The bodega visit amplified Mr. Trump’s message that leaders in Democratic-run cities have been weak on crime and Mr. Bragg should be spending less time focusing on him and more time focusing on making the streets safer.

“They want law and order. … Every week they’re being robbed,” Mr. Trump said of businesses in New York. “You know where the crime is? It’s in the bodegas.”

Speaking on the “John Fredericks Radio Show” this week, Mr. Trump slammed the judge overseeing the trial, argued that the wars in Ukraine and the Gaza Strip would not have happened on his watch and voiced support for House Speaker Mike Johnson. He said the Louisiana Republican does not have much wiggle room, given the party’s slim majority, to deliver on the MAGA agenda.

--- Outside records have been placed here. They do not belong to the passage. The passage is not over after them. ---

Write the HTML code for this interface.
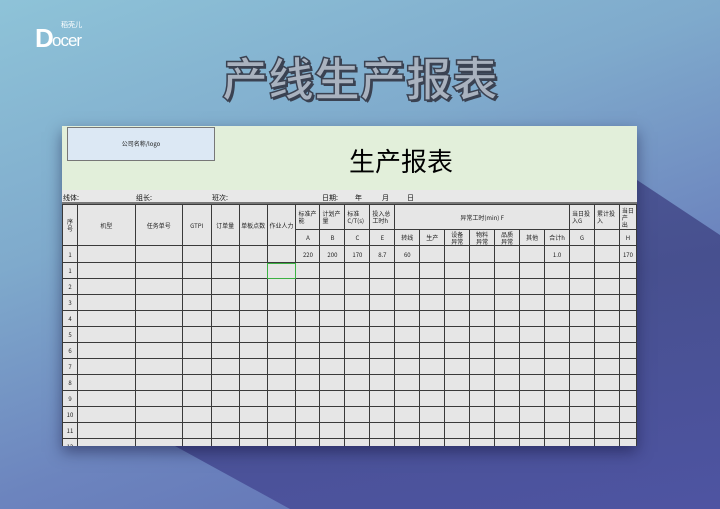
<!DOCTYPE html>
<html><head><meta charset="utf-8"><style>
*{margin:0;padding:0;box-sizing:border-box}
body{width:720px;height:509px;overflow:hidden;position:relative;font-family:"Liberation Sans","Noto Sans CJK SC",sans-serif;
background:linear-gradient(160deg,#8ec3d8 0%,#7faacc 35%,#6c84be 65%,#5e6bb2 100%);}
.shade{position:absolute;left:0;top:0;width:720px;height:509px;background:linear-gradient(170deg,#56649f 0%,#47508f 60%,#4e54a2 100%);
clip-path:polygon(637px 180px,720px 235px,720px 509px,290px 509px,175px 446px,637px 446px);}
.logo{position:absolute;left:35px;top:20px;color:#fff;white-space:nowrap}
.logo .d{position:absolute;left:0;top:3px;font:bold 26px "Liberation Sans",sans-serif;}
.logo .o{position:absolute;left:17px;top:11px;font:17px "Liberation Sans",sans-serif;letter-spacing:-1px}
.logo .c{position:absolute;left:26px;top:0;font:7px "Noto Sans CJK SC",sans-serif;white-space:nowrap}
.title{position:absolute;left:222px;top:44px;font:bold 46px "Noto Sans CJK SC",sans-serif;color:#a9b2bf;white-space:nowrap;
-webkit-text-stroke:1.5px #3a4252;text-shadow:2px 2px 0 #3a4252;}
.sheet{position:absolute;left:62px;top:126px;width:575px;height:320px;overflow:hidden;background:#e6e6e6;box-shadow:0 6px 14px rgba(20,20,60,.5)}
.band{position:absolute;left:0;top:0;width:575px;height:64px;background:#e2efda}
.lbox{position:absolute;left:5px;top:1px;width:148px;height:34px;background:#dce8f4;border:1px solid #777;font:6px "Noto Sans CJK SC",sans-serif;text-align:center;line-height:32px;color:#222}
.big{position:absolute;left:287px;top:16px;font:26px "Noto Sans CJK SC",sans-serif;color:#000}
.info{position:absolute;top:64px;left:0;width:575px;height:14px;background:#e8e8e8;font:7px "Noto Sans CJK SC",sans-serif;color:#111;border-bottom:2px solid #777}
.info span{position:absolute;top:3px}
table{position:absolute;left:0;top:78px;border-collapse:collapse;table-layout:fixed;font:6px "Noto Sans CJK SC",sans-serif;color:#222}
td{border:1px solid #3a3a3a;text-align:center;vertical-align:middle;overflow:hidden;line-height:7px;padding:0}
td.l{text-align:left;padding-left:2px}
td.g{outline:1px solid #3cb043;outline-offset:-1px}
</style></head><body>
<div class="shade"></div>
<div class="logo"><span class="d">D</span><span class="o">ocer</span><span class="c">稻壳儿</span></div>
<div class="title">产线生产报表</div>
<div class="sheet">
<div class="band"></div>
<div class="lbox">公司名称/logo</div>
<div class="big">生产报表</div>
<div class="info"><span style="left:1px">线体:</span><span style="left:74px">组长:</span><span style="left:150px">班次:</span><span style="left:260px">日期:</span><span style="left:293px">年</span><span style="left:320px">月</span><span style="left:345px">日</span></div>
<table>
<colgroup><col style="width:15px"><col style="width:58px"><col style="width:47px"><col style="width:29px"><col style="width:28px"><col style="width:28px"><col style="width:29px"><col style="width:24px"><col style="width:25px"><col style="width:25px"><col style="width:25px"><col style="width:25px"><col style="width:25px"><col style="width:25px"><col style="width:25px"><col style="width:25px"><col style="width:25px"><col style="width:25px"><col style="width:25px"><col style="width:25px"><col style="width:17px"></colgroup>
<tr style="height:25px"><td rowspan="2">序<br>号</td><td rowspan="2">机型</td><td rowspan="2">任务单号</td><td rowspan="2">GTPI</td><td rowspan="2">订单量</td><td rowspan="2">单板点数</td><td rowspan="2">作业人力</td><td class="l">标准产<br>能</td><td class="l">计划产<br>量</td><td class="l">标准<br>C/T(s)</td><td class="l">投入总<br>工时h</td><td colspan="7">异常工时(min) F</td><td class="l">当日投<br>入G</td><td class="l">累计投<br>入</td><td class="l">当日产<br>出</td></tr>
<tr style="height:16px"><td>A</td><td>B</td><td>C</td><td>E</td><td>转线</td><td>生产</td><td>设备<br>异常</td><td>物料<br>异常</td><td>品质<br>异常</td><td>其他</td><td>合计h</td><td>G</td><td></td><td>H</td></tr>
<tr style="height:17px"><td>1</td><td></td><td></td><td></td><td></td><td></td><td></td><td>220</td><td>200</td><td>170</td><td>8.7</td><td>60</td><td></td><td></td><td></td><td></td><td></td><td>1.0</td><td></td><td></td><td>170</td></tr>
<tr style="height:16px"><td>1</td><td></td><td></td><td></td><td></td><td></td><td class="g"></td><td></td><td></td><td></td><td></td><td></td><td></td><td></td><td></td><td></td><td></td><td></td><td></td><td></td><td></td></tr>
<tr style="height:16px"><td>2</td><td></td><td></td><td></td><td></td><td></td><td></td><td></td><td></td><td></td><td></td><td></td><td></td><td></td><td></td><td></td><td></td><td></td><td></td><td></td><td></td></tr>
<tr style="height:16px"><td>3</td><td></td><td></td><td></td><td></td><td></td><td></td><td></td><td></td><td></td><td></td><td></td><td></td><td></td><td></td><td></td><td></td><td></td><td></td><td></td><td></td></tr>
<tr style="height:16px"><td>4</td><td></td><td></td><td></td><td></td><td></td><td></td><td></td><td></td><td></td><td></td><td></td><td></td><td></td><td></td><td></td><td></td><td></td><td></td><td></td><td></td></tr>
<tr style="height:16px"><td>5</td><td></td><td></td><td></td><td></td><td></td><td></td><td></td><td></td><td></td><td></td><td></td><td></td><td></td><td></td><td></td><td></td><td></td><td></td><td></td><td></td></tr>
<tr style="height:16px"><td>6</td><td></td><td></td><td></td><td></td><td></td><td></td><td></td><td></td><td></td><td></td><td></td><td></td><td></td><td></td><td></td><td></td><td></td><td></td><td></td><td></td></tr>
<tr style="height:16px"><td>7</td><td></td><td></td><td></td><td></td><td></td><td></td><td></td><td></td><td></td><td></td><td></td><td></td><td></td><td></td><td></td><td></td><td></td><td></td><td></td><td></td></tr>
<tr style="height:16px"><td>8</td><td></td><td></td><td></td><td></td><td></td><td></td><td></td><td></td><td></td><td></td><td></td><td></td><td></td><td></td><td></td><td></td><td></td><td></td><td></td><td></td></tr>
<tr style="height:16px"><td>9</td><td></td><td></td><td></td><td></td><td></td><td></td><td></td><td></td><td></td><td></td><td></td><td></td><td></td><td></td><td></td><td></td><td></td><td></td><td></td><td></td></tr>
<tr style="height:16px"><td>10</td><td></td><td></td><td></td><td></td><td></td><td></td><td></td><td></td><td></td><td></td><td></td><td></td><td></td><td></td><td></td><td></td><td></td><td></td><td></td><td></td></tr>
<tr style="height:16px"><td>11</td><td></td><td></td><td></td><td></td><td></td><td></td><td></td><td></td><td></td><td></td><td></td><td></td><td></td><td></td><td></td><td></td><td></td><td></td><td></td><td></td></tr>
<tr style="height:16px"><td>12</td><td></td><td></td><td></td><td></td><td></td><td></td><td></td><td></td><td></td><td></td><td></td><td></td><td></td><td></td><td></td><td></td><td></td><td></td><td></td><td></td></tr>
</table>
</div>
</body></html>
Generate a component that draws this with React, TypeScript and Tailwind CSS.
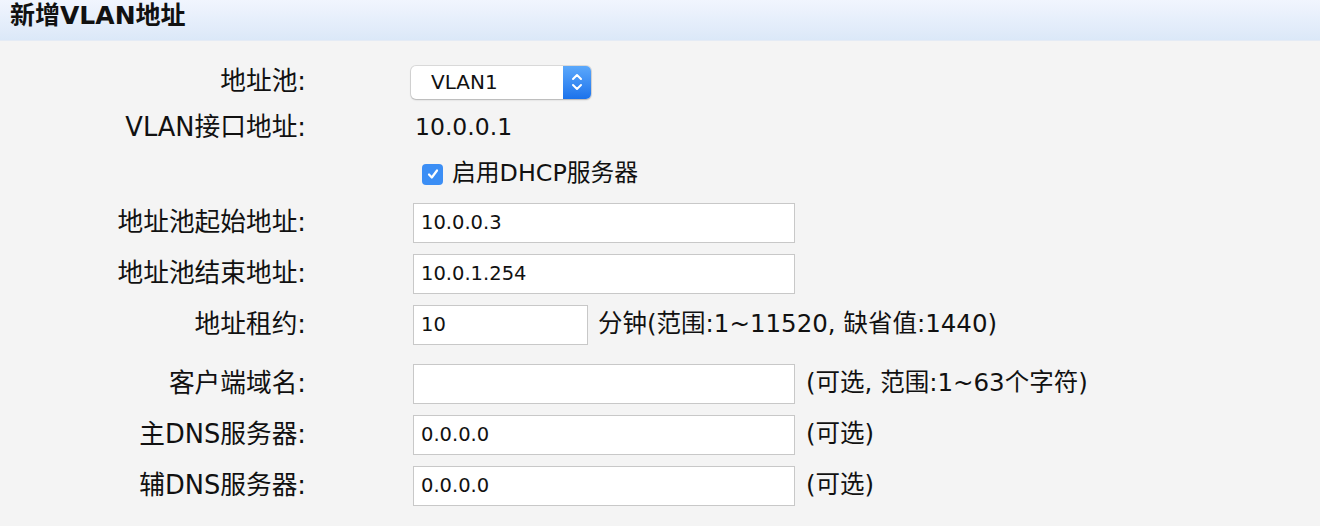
import type { ReactNode } from "react";

const font = "font-['DejaVu_Sans','Noto_Sans_CJK_SC',sans-serif]";

interface RowProps {
  label: string;
  tall?: boolean;
  children: ReactNode;
}

function Row({ label, tall, children }: RowProps) {
  return (
    <div className={`flex items-center ${tall ? "h-[51px]" : "h-[46px]"}`}>
      <div className="w-[306px] text-right text-[25.7px] leading-none whitespace-nowrap">
        {label}
      </div>
      <div className="ml-[107px] flex items-center">{children}</div>
    </div>
  );
}

function Field({ value, wide = true }: { value: string; wide?: boolean }) {
  return (
    <input
      readOnly
      value={value}
      className={`h-[40px] ${
        wide ? "w-[382px]" : "w-[175px]"
      } border border-[#c8c8c8] bg-white px-[7px] text-[19.5px] text-[#111] outline-none ${font}`}
    />
  );
}

function Hint({ text }: { text: string }) {
  return <span className="ml-[11px] text-[24.5px] leading-none whitespace-nowrap">{text}</span>;
}

export default function App() {
  return (
    <div className={`min-h-[526px] bg-[#f4f4f4] text-[#111] ${font}`}>
      <div className="h-[41px] border-b border-[#e4ebf5] bg-linear-to-b from-[#f1f5fe] to-[#dbe8f8] px-[10px] pt-[1px] text-[25px] font-bold leading-[29px]">
        新增VLAN地址
      </div>

      <div className="pt-[18px]">
        <Row label="地址池:">
          <div className="-ml-[2px] flex h-[33px] w-[180px] rounded-[5px] bg-white shadow-[0_0_0_1px_rgba(0,0,0,0.1),0_1px_2px_rgba(0,0,0,0.18)]">
            <span className="flex-1 pl-[20px] text-[20px] leading-[33px]">VLAN1</span>
            <span className="flex w-[28px] items-center justify-center rounded-r-[5px] bg-linear-to-b from-[#5ba8fb] to-[#1a72eb]">
              <svg width="14" height="22" viewBox="0 0 14 22" fill="none">
                <path d="M3 8l4-4 4 4" stroke="white" strokeWidth="2" strokeLinecap="round" strokeLinejoin="round" />
                <path d="M3 14l4 4 4-4" stroke="white" strokeWidth="2" strokeLinecap="round" strokeLinejoin="round" />
              </svg>
            </span>
          </div>
        </Row>

        <Row label="VLAN接口地址:">
          <span className="pl-[2px] text-[23.5px] leading-none">10.0.0.1</span>
        </Row>

        <div className="flex h-[46px] items-center pl-[422px]">
          <span className="flex h-[21px] w-[21px] items-center justify-center rounded-[4px] bg-[#3b8ef5]">
            <svg width="14" height="14" viewBox="0 0 14 14" fill="none">
              <path d="M3 7.5l2.8 3L11 3.5" stroke="white" strokeWidth="2.2" strokeLinecap="round" strokeLinejoin="round" />
            </svg>
          </span>
          <span className="ml-[9px] text-[23.8px] leading-none">启用DHCP服务器</span>
        </div>

        <Row label="地址池起始地址:" tall>
          <Field value="10.0.0.3" />
        </Row>
        <Row label="地址池结束地址:" tall>
          <Field value="10.0.1.254" />
        </Row>
        <Row label="地址租约:" tall>
          <Field value="10" wide={false} />
          <span className="ml-[10px] text-[24.5px] leading-none whitespace-nowrap">
            分钟(范围:1~11520, 缺省值:1440)
          </span>
        </Row>

        <div className="mt-[8px]">
          <Row label="客户端域名:" tall>
            <Field value="" />
            <Hint text="(可选, 范围:1~63个字符)" />
          </Row>
          <Row label="主DNS服务器:" tall>
            <Field value="0.0.0.0" />
            <Hint text="(可选)" />
          </Row>
          <Row label="辅DNS服务器:" tall>
            <Field value="0.0.0.0" />
            <Hint text="(可选)" />
          </Row>
        </div>
      </div>
    </div>
  );
}
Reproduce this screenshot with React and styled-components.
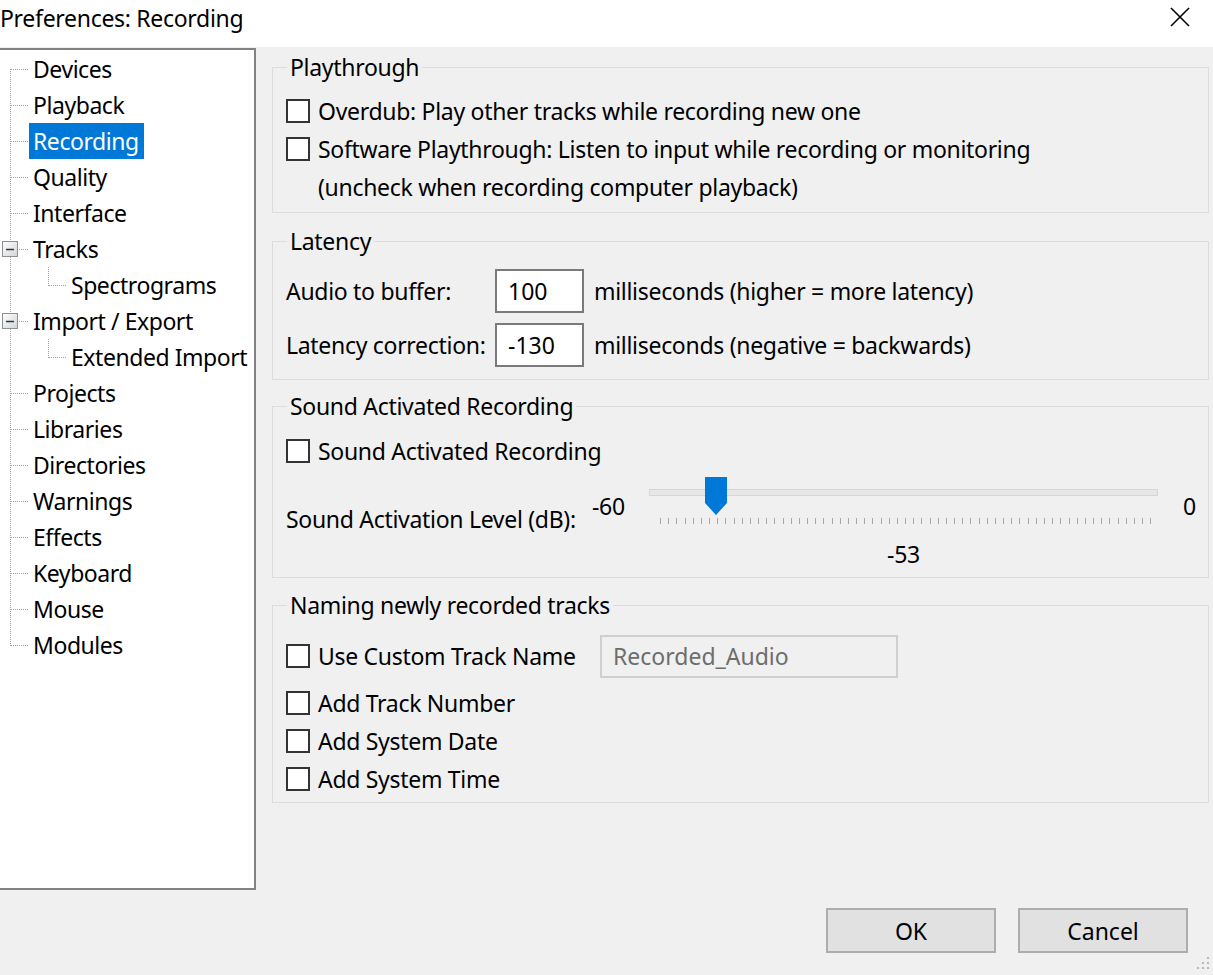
import React from "react";
import styled, { createGlobalStyle } from "styled-components";

const GlobalStyle = createGlobalStyle`
  html, body {
    margin: 0;
    padding: 0;
    background: #f0f0f0;
  }
  body {
    font-family: "Noto Sans", "Open Sans", sans-serif;
    color: #000;
  }
`;

const Window = styled.div`
  position: relative;
  width: 1213px;
  height: 975px;
  display: flex;
  flex-direction: column;
  background: #f0f0f0;
  overflow: hidden;
  font-size: 23px;
  letter-spacing: -0.3px;
`;

const TitleBar = styled.div`
  flex: none;
  height: 47px;
  background: #fff;
  display: flex;
  justify-content: space-between;
  align-items: flex-start;
`;

const Title = styled.div`
  margin: 3px 0 0 0;
  line-height: 30px;
`;

const CloseButton = styled.div`
  width: 46px;
  height: 34px;
  margin-right: 10px;
  display: flex;
  align-items: center;
  justify-content: center;
`;

const Body = styled.div`
  flex: none;
  height: 843px;
  display: flex;
`;

const Tree = styled.div`
  flex: none;
  box-sizing: border-box;
  width: 256px;
  height: 842px;
  margin-top: 1px;
  padding-top: 1px;
  background: #fff;
  border: 2px solid #828282;
  border-left: none;
  overflow: hidden;
  letter-spacing: -0.45px;
`;

const TreeRow = styled.div`
  height: 36px;
  display: flex;
  align-items: center;
`;

const TreeLabel = styled.span`
  height: 36px;
  line-height: 36px;
  padding: 0 5px 0 4px;
  white-space: nowrap;
  background: ${(p) => (p.$selected ? "#0078d7" : "transparent")};
  color: ${(p) => (p.$selected ? "#fff" : "#000")};
`;

const Panel = styled.div`
  flex: 1;
  min-width: 0;
  padding: 7px 4px 0 16px;
`;

const Group = styled.fieldset`
  margin: ${(p) => p.$mt || 0}px 0 0 0;
  padding: ${(p) => p.$pt}px 0 ${(p) => p.$pb}px 13px;
  border: 1px solid #dcdcdc;
  min-width: 0;
`;

const Legend = styled.legend`
  margin-left: 1px;
  padding: 0 3px;
  line-height: 26px;
`;

const CheckRow = styled.label`
  height: ${(p) => p.$h || 38}px;
  display: flex;
  align-items: center;
  white-space: nowrap;
`;

const CheckBox = styled.span`
  flex: none;
  box-sizing: border-box;
  width: 24px;
  height: 24px;
  margin-right: 8px;
  border: 2px solid #333;
  background: #fff;
`;

const CheckText = styled.span`
  display: inline-block;
  width: ${(p) => (p.$w ? `${p.$w}px` : "auto")};
`;

const NoteRow = styled.div`
  height: 38px;
  line-height: 38px;
  padding-left: 32px;
`;

const FieldRow = styled.div`
  height: 44px;
  display: flex;
  align-items: center;
  margin-top: ${(p) => p.$mt || 0}px;
  white-space: nowrap;
`;

const FieldLabel = styled.span`
  flex: none;
  width: 209px;
`;

const NumberInput = styled.input`
  box-sizing: border-box;
  width: 89px;
  height: 44px;
  margin: 0 10px 0 0;
  padding: 0 0 0 11px;
  border: 2px solid #7a7a7a;
  background: #fff;
  font: inherit;
  color: #000;
  outline: none;
`;

const NameInput = styled.input`
  box-sizing: border-box;
  width: 298px;
  height: 43px;
  margin: 0;
  padding: 0 0 0 11px;
  border: 2px solid #cfcfcf;
  background: #f0f0f0;
  font: inherit;
  color: #6d6d6d;
  outline: none;
`;

const SliderRow = styled.div`
  height: 100px;
  display: flex;
  align-items: flex-start;
  white-space: nowrap;
`;

const SliderLabel = styled.span`
  flex: none;
  width: 306px;
  margin-top: 34px;
  line-height: 30px;
`;

const SliderEnd = styled.span`
  flex: none;
  width: ${(p) => (p.$w ? `${p.$w}px` : "auto")};
  margin: 21px 0 0 ${(p) => p.$ml || 0}px;
  line-height: 30px;
`;

const Slider = styled.div`
  position: relative;
  flex: none;
  width: 509px;
  padding-top: 19px;
  display: flex;
  flex-direction: column;
`;

const Track = styled.div`
  box-sizing: border-box;
  height: 7px;
  background: #e7e7e7;
  border: 1px solid #d6d6d6;
`;

const Ticks = styled.svg`
  display: block;
  margin-top: 22px;
`;

const SliderValue = styled.div`
  margin-top: 15px;
  line-height: 30px;
  text-align: center;
`;

const Thumb = styled.svg`
  position: absolute;
  top: 7px;
  left: ${(p) => p.$left}px;
`;

const Footer = styled.div`
  display: flex;
  justify-content: flex-end;
  gap: 22px;
  padding: 18px 25px 0 0;
`;

const Button = styled.button`
  box-sizing: border-box;
  width: 170px;
  height: 45px;
  border: 2px solid #adadad;
  background: #e1e1e1;
  font: inherit;
  color: #000;
  padding: 0;
`;

const Grip = styled.svg`
  position: absolute;
  right: 2px;
  bottom: 2px;
`;

const treeItems = [
  { label: "Devices", depth: 0, first: true },
  { label: "Playback", depth: 0 },
  { label: "Recording", depth: 0, selected: true },
  { label: "Quality", depth: 0 },
  { label: "Interface", depth: 0 },
  { label: "Tracks", depth: 0, expander: true },
  { label: "Spectrograms", depth: 1 },
  { label: "Import / Export", depth: 0, expander: true },
  { label: "Extended Import", depth: 1 },
  { label: "Projects", depth: 0 },
  { label: "Libraries", depth: 0 },
  { label: "Directories", depth: 0 },
  { label: "Warnings", depth: 0 },
  { label: "Effects", depth: 0 },
  { label: "Keyboard", depth: 0 },
  { label: "Mouse", depth: 0 },
  { label: "Modules", depth: 0, last: true },
];

function TreeLines({ item }) {
  const w = item.depth ? 67 : 29;
  const dot = { stroke: "#a0a0a0", strokeWidth: 1, strokeDasharray: "1 1" };
  return (
    <svg width={w} height="36" style={{ flex: "none" }}>
      <line x1="10.5" y1={item.first ? 18 : 0} x2="10.5" y2={item.last ? 19 : 36} {...dot} />
      {item.depth === 0 && <line x1="11" y1="18.5" x2="29" y2="18.5" {...dot} />}
      {item.depth === 1 && (
        <>
          <line x1="48.5" y1="0" x2="48.5" y2="19" {...dot} />
          <line x1="49" y1="18.5" x2="67" y2="18.5" {...dot} />
        </>
      )}
      {item.expander && (
        <>
          <defs>
            <linearGradient id="exp" x1="0" y1="0" x2="1" y2="1">
              <stop offset="0" stopColor="#ffffff" />
              <stop offset="1" stopColor="#d4d4d4" />
            </linearGradient>
          </defs>
          <rect x="2.5" y="10.5" width="15" height="15" fill="url(#exp)" stroke="#8f8f8f" />
          <line x1="6" y1="18.5" x2="14" y2="18.5" stroke="#1e395b" strokeWidth="1.5" />
        </>
      )}
    </svg>
  );
}

function Check({ children, width }) {
  return (
    <CheckRow>
      <CheckBox />
      <CheckText $w={width}>{children}</CheckText>
    </CheckRow>
  );
}

export default function App() {
  const ticks = Array.from({ length: 61 }, (_, i) => 11.5 + Math.round(i * 8.17));
  return (
    <Window>
      <GlobalStyle />
      <TitleBar>
        <Title>Preferences: Recording</Title>
        <CloseButton>
          <svg width="20" height="20" viewBox="0 0 20 20">
            <path d="M1 1 L19 19 M19 1 L1 19" stroke="#000" strokeWidth="1.6" fill="none" />
          </svg>
        </CloseButton>
      </TitleBar>

      <Body>
        <Tree>
          {treeItems.map((item) => (
            <TreeRow key={item.label}>
              <TreeLines item={item} />
              <TreeLabel $selected={item.selected}>{item.label}</TreeLabel>
            </TreeRow>
          ))}
        </Tree>

        <Panel>
          <Group $pt={12} $pb={6}>
            <Legend>Playthrough</Legend>
            <Check>Overdub: Play other tracks while recording new one</Check>
            <Check>Software Playthrough: Listen to input while recording or monitoring</Check>
            <NoteRow>(uncheck when recording computer playback)</NoteRow>
          </Group>

          <Group $mt={15} $pt={15} $pb={12}>
            <Legend>Latency</Legend>
            <FieldRow>
              <FieldLabel>Audio to buffer:</FieldLabel>
              <NumberInput readOnly value="100" />
              <span>milliseconds (higher = more latency)</span>
            </FieldRow>
            <FieldRow $mt={10}>
              <FieldLabel>Latency correction:</FieldLabel>
              <NumberInput readOnly value="-130" />
              <span>milliseconds (negative = backwards)</span>
            </FieldRow>
          </Group>

          <Group $mt={13} $pt={13} $pb={7}>
            <Legend>Sound Activated Recording</Legend>
            <Check>Sound Activated Recording</Check>
            <SliderRow>
              <SliderLabel>Sound Activation Level (dB):</SliderLabel>
              <SliderEnd $w={57}>-60</SliderEnd>
              <Slider>
                <Track />
                <Ticks width="509" height="6">
                  {ticks.map((x) => (
                    <line key={x} x1={x} y1="0" x2={x} y2="6" stroke="#a8a8a8" strokeWidth="1" />
                  ))}
                </Ticks>
                <SliderValue>-53</SliderValue>
                <Thumb $left={56} width="22" height="38" viewBox="0 0 22 38">
                  <path d="M0 0 H22 V26 L11 38 L0 26 Z" fill="#0078d7" />
                </Thumb>
              </Slider>
              <SliderEnd $ml={25}>0</SliderEnd>
            </SliderRow>
          </Group>

          <Group $mt={14} $pt={16} $pb={4}>
            <Legend>Naming newly recorded tracks</Legend>
            <FieldRow>
              <CheckRow $h={44}>
                <CheckBox />
                <CheckText $w={282}>Use Custom Track Name</CheckText>
              </CheckRow>
              <NameInput readOnly value="Recorded_Audio" />
            </FieldRow>
            <div style={{ height: 6 }} />
            <Check>Add Track Number</Check>
            <Check>Add System Date</Check>
            <Check>Add System Time</Check>
          </Group>
        </Panel>
      </Body>

      <Footer>
        <Button>OK</Button>
        <Button>Cancel</Button>
      </Footer>

      <Grip width="18" height="18" viewBox="0 0 18 18">
        {[
          [14, 2],
          [9, 7],
          [14, 7],
          [4, 12],
          [9, 12],
          [14, 12],
        ].map(([x, y]) => (
          <rect key={`${x}-${y}`} x={x} y={y} width="2" height="2" fill="#b8b8b8" />
        ))}
      </Grip>
    </Window>
  );
}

“Every one of these trials, every single one of them, is coming out of The White House,” Mr. Trump said of his legal problems. “It is to help Biden get elected, who can’t put two sentences together.”

Despite his bluster, signs show the legal onslaught is taking a toll.

Mr. Trump’s legal bills are draining resources that otherwise could be spent on bolstering his campaign. He also has had limited time to hold the raucous rallies that help energize his supporters.

Bad weather forced him to pull the plug on a campaign rally Saturday in North Carolina. His next rally is tentatively scheduled for May 11 in Wildwood, New Jersey.

Mr. Biden, meanwhile, has had the campaign trail to himself at times and is outpacing Mr. Trump in fundraising.

Mr. Trump has shown some frustration.

“I should be in Georgia now, I should be in Florida now, I should be in a lot of different places right now campaigning, and I’m sitting here,” Mr. Trump said this week. “This will go on for a long time. It’s very unfair. … I should be allowed to campaign.”